Ms. Cheng said that she was sleeping with her husband in their one-room thatched house when police grabbed Mr. Dara and took him away, along with their Korean-made Daelim motorbike, which she said was worth about $80, and their only mobile phone.

“When they arrested him they said it was something about a stolen bike. Then when he got to the police station they said he’s involved in the grenade attack,” she said. “We have been together for seven years. We were together on the night of [January] 26. I want them to…release my husband.”

The week before the grenade attack, Ms. Cheng and Mr. Dara, along with their 2-year-old daughter, spent about four days in Choam village with Ms. Cheng’s brother, Khoeun Khon, a farmer who makes coal in his backyard. Mr. Khon told his sister she could earn some extra money gathering wood around his house, a crude hut on the edge of the village.

On the night of January 23, the family was woken up by three young men, relatives of Mr. Khon, who wanted to drink palm wine. Mr. Dara declined to join them, and one of the men, Mr. Chork, the groom, allegedly punched him in the face.

“I wanted him to drink some palm wine and he didn’t so I beat him,” Mr. Chork said on Monday, sitting next to Ms. Sophal, his bride-to-be. Both survived the deadly blast.

“I beat him up on [January] 23. Then he filed a complaint and I paid $50 in compensation. Then on [January] 25, my wedding day, at about 10:30 at night, a grenade hit my wedding party,” Mr. Chork said.

Recovering under the house of a traditional healer a few kilometers from his home, Mr. Chork, a well-built young man with a reputation in the village for drinking and carousing, had stitches in his shoulder to close a shrapnel wound.

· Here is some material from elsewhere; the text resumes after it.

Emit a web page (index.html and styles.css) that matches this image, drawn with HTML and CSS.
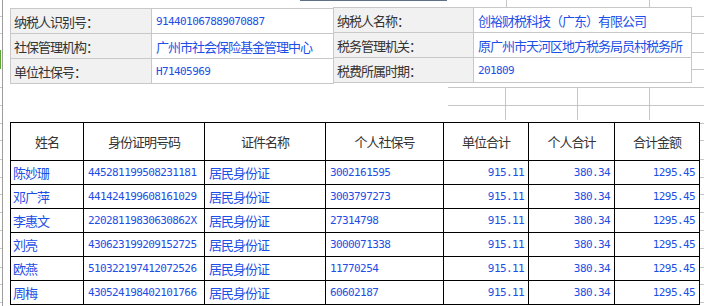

Ms. Sophal, lying next to him, had a cast on her leg, which was fractured by the grenade blast. She was still wearing long, bright red, fake fingernails from the celebration on Saturday night.

“I don’t know who did this,” Mr. Chork said.

Mr. Dara, a slight man with a boyish face, swears it wasn’t him.

“I don’t know why they arrested me,” he said on Monday, standing in his jail cell, still wearing the baggy sweatshirt and jeans he was wearing when he was arrested. “I didn’t do it.”

Ms. Cheng and 51 of her neighbors signed a petition stating that Mr. Dara was in Srayov village on the night of the grenade attack. Tech Leng, deputy village chief, passed it on to Kompong Thom’s provincial governor Monday evening.

“He’s a decent guy,” Mr. Leng said of Mr. Dara. “He’s never caused anybody any trouble.”

Kompong Thom provincial police chief Phan Sopheng said that police have evidence linking Mr. Dara to the grenade attack.

“We arrested this suspect [Mr. Dara] because his bike was seen [at the scene] and he fought with the groom a few days before the incident,” Mr. Sopheng said.

A local policeman who was on patrol in a nearby commune also said he saw Mr. Dara driving back home on his Daelim after the attack, Mr. Sopheng said.

Mr. Dara will be sent to court today, as police continue to search for three more suspects in the attack, he added.

Khin Chet, 12, was taking care of his baby sister outside the wedding tent when the grenade exploded.

He said that, as he turned to rock his sister in a hammock, he saw two men stop their black Honda Dream motorbikes about 15 meters from the tent. One of the men got off his bike, took a few steps forward, and threw something.

“I didn’t know it was a grenade until it exploded,” Chet said. “Then they got back on their bikes and drove away in different directions.”

San Sim, 38, was among dozens of villagers gathered under their houses in Choam village Tuesday, trying to make sense of what had happened to their loved ones.

“In some houses, two or three people died,” she said. “We are all in the dark now.”